Summerlin v. Summerlin

247 Ga. 5 | Ga. | 1981

Clarke, Justice.

When the parties to this action were divorced in 1971, an agreement incorporated as part of the final decree granted alimony to the former wife. In 1978, she filed a modification action praying for an increase in alimony.

Two questions arise. First, does a modification action proceed under the statute as it existed at the time of the divorce, at the time of filing the modification complaint, or at the time of the hearing on the modification? Second, was the statute in effect at the applicable time unconstitutional?

The trial court dismissed the former wife’s complaint, holding that the action must proceed under the statute existing at the time of the decree and holding that statute to be unconstitutional. The trial court also determined that although under Code § 30-223.1 (Ga. L. 1979, pp. 466, 485), the General Assembly expressed its intention to make a curative statute retrospective, it could not do so because of this court’s holding in McClain v.

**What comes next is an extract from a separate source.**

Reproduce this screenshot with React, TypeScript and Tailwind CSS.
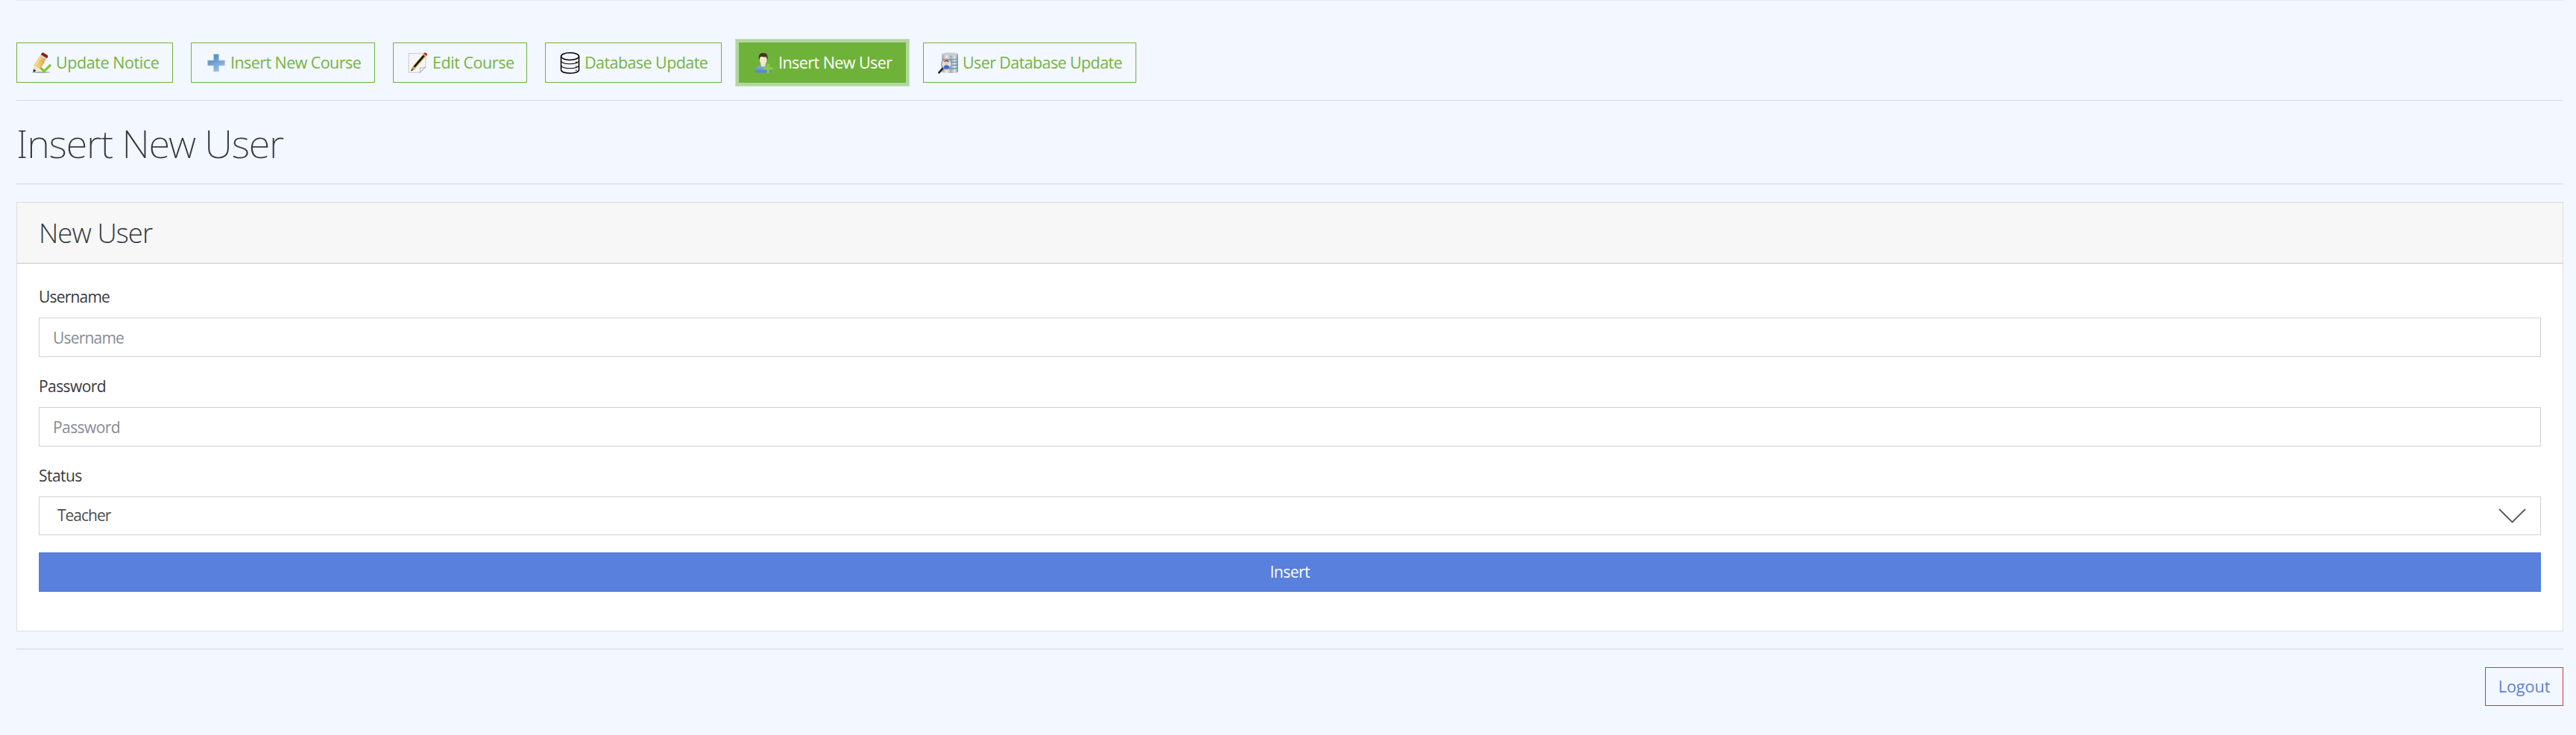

McClain, 241 Ga. 422 (246 SE2d 187) (1978).

In order to fully appreciate the problem presented here, it is necessary to briefly review the history of Georgia law on modification of alimony. The original modification statute was enacted in 1955, Ga. L. 1955, pp. 630, 631. That statute made reference to alimony for support of a wife or child or children. No reference was made to alimony for the support of a husband. That act also allowed revision upon a showing of a change in income and financial status of the husband. A change in the wife’s income and financial status was not mentioned. Principles of the statute under consideration here remained unchanged until 1977 when it was amended to allow revision upon a showing of a change in income and financial status of either spouse. Ga. L. 1977, pp. 1253, 1254. By an act approved in 1978, the 1977 act was made applicable to judgments rendered prior to the *6effective date of the 1977 act. Ga. L. 1978, p. 2204. In 1979, following the United States Supreme Court decision in Orr v. Orr, 440 U. S. 268 (99 SC 1102, 59 LE2d 306) (1979), the General Assembly again amended the statute so that it contains the following language: “ [t]he judgment of a court providing permanent alimony for the support of a spouse shall be subject to revision upon petition filed by either former spouse showing a change in the income and financial status of either former spouse.” Code Ann. § 30-220 (a) (Ga. L. 1979, pp. 466, 482). An additional section was added which declares the statute to be effective and to apply to any judgments of a court providing permánent alimony whenever rendered unless rendered prior to March 9, 1955. Code Ann. § 30-223.1 (Ga. L. 1979, pp. 466, 485).

The action before the court has at least some connection with each of the acts referred to above. The alimony order was entered when the 1955 act was in effect. The modification action was filed during the period when the 1977 statute was in effect. The former wife’s modification complaint was dismissed after the adoption of the 1979 statute.

We agree with the trial court’s ruling that the applicable modification statute is that statute in effect at the time of the divorce. However, we disagree with the trial court’s ruling that the statute was unconstitutional. Former husband argues that the 1955 act was unconstitutional because it allowed modification of alimony granted to a wife but made no provision for modification of alimony granted to husband and was, therefore, gender based. This argument does not persuade us. The modification statute is not the law under which a grant of alimony is made to a wife nor is it the law which fails to provide the opportunity for a husband to sue for alimony. The modification statute is merely a remedial act which allows either the former wife or the former husband to seek relief from the terms of a previous alimony judgment. Since under the law as it existed prior to 1979, there could have been no judgments for alimony to a husband, a statute allowing a means of relief from such judgments would be of no effect. The law could not presume to relieve persons of burdens which do not exist. Nor was the statute rendered unconstitutional by its failure to include as an event which would justify modification any change in the income and financial status of the former wife. As discussed above, until 1977 only a change in former husband’s income and financial status could form the basis for a modification action. This was perhaps unwise and unfair. However, it was not a gender based restriction. The restriction bore a rational relationship to the purpose of the modification statute, i.e., to provide relief to either party according to the ability of the provider of alimony to pay. Further, the impact of the provision was neutral in effect. Therefore, *7although the modification action was tied only to a change in the situation of the former husband, this did not render the statute unconstitutional.

Decided January 16, 1981. James J. Made, for appellant. Zachary & Segraves, William E. Zachary, Sr., for appellee.

Having found that the modification statute in effect at the time of the divorce and applicable to the modification rights of these parties was not unconstitutional, we need not address the other issues raised in this appeal.

Judgment reversed.

All the Justices concur, except Gregory, J., not participating.